Wrath, clash … whatever.

If it’s something the Titans are up to, it’s going to be a lot of show and little go.

A completely unnecessary sequel to “Clash of the Titans,” which was a completely unnecessary remake, “Wrath of the Titans” has all the depth of a video game. In fact, it looks a lot like a video game, with monsters that would fit right into that venue.

Sam Worthington (“Avatar”) is back as Perseus, a demigod who is half-mortal and half-human. The son of Zeus, Perseus, in the earlier film, killed the monster known as the Kraken. Although Perseus has great strength and intelligence, he chooses to live quietly with his son Helius (John Bell, “A Shine of Rainbows”) as fisherman in a village.
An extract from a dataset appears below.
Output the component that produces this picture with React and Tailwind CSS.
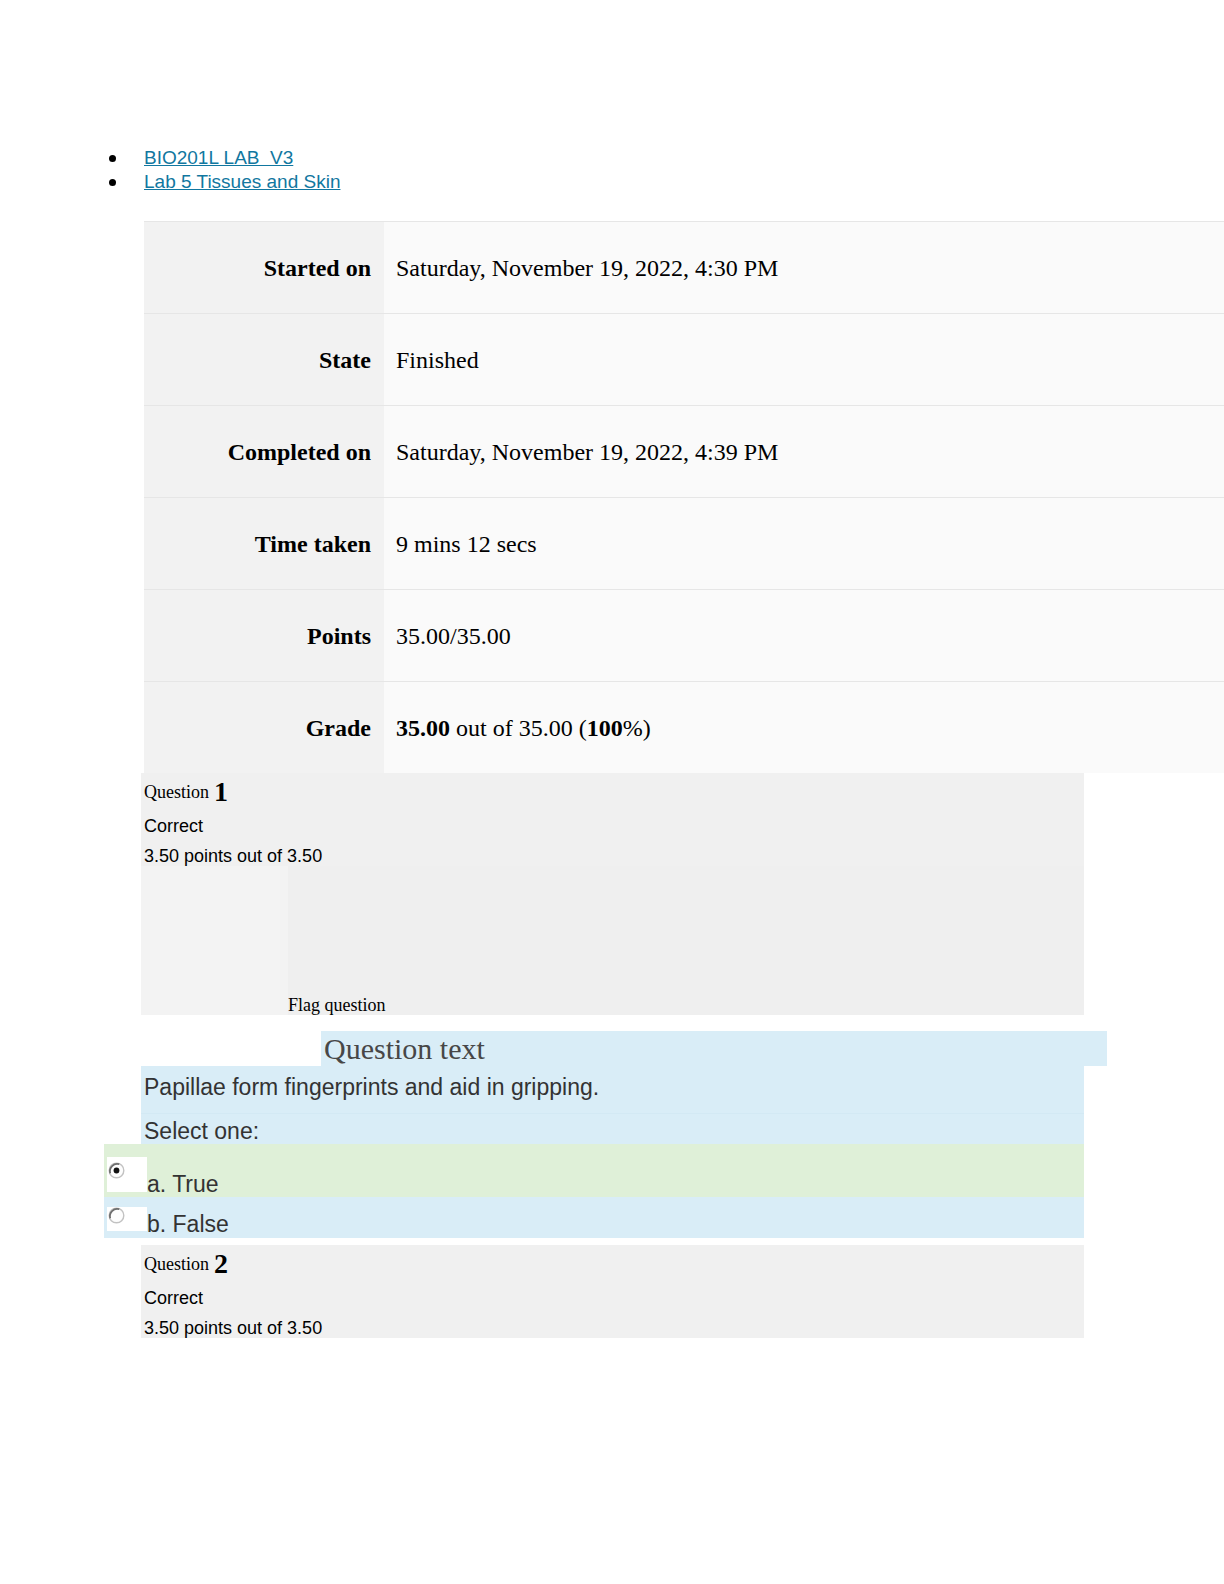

However, things are not peaceful on Mount Olympus, where Perseus’ father, Zeus (Liam Neeson), is pretty much in charge. The gods are losing their powers because humans have stopped worshipping them, and they are losing control of the fierce Titans and their leader, Kronos, the father of Zeus, Hades (Ralph Fiennes) and Poseidon (Danny Huston).

Now, Hades and Zeus’ other son, Ares (Edgar Ramirez), the god of war, are on the side of the Titans and plan to betray Zeus and Poseidon. Zeus needs Perseus, as well as Agenor (Toby Kebbell), the demigod son of Poseidon, to help him. Perseus enlists the aid of Andromeda (Rosamund Pike this time around instead of Alexa Davalos), who is now the queen after he saved her from the Kraken.

I admit I didn’t see this in 3-D, but I don’t think the special effects will spruce it up much. There are a couple of interesting monsters, including one that breathes fire and threatens both Perseus and his son. I guess if you enjoy watching lots of crumbling structures, and, in fact, crumbling gods (which is what happens when they expire), plus a few big, lumbering monsters, you’ll be satisfied with this as entertainment.

There is no character development whatsoever, and even though the performers themselves are interesting, their characters are not. Billy Nighy, who’s always good for a little comic relief, has a scenery-chewing good time as Hephaestus, the blacksmith to the other gods, but he seems to be in a different movie from the other actors.

It’s a lot of swords, sandals and noise, and you’ll forget about it by the time you’re home from the theater.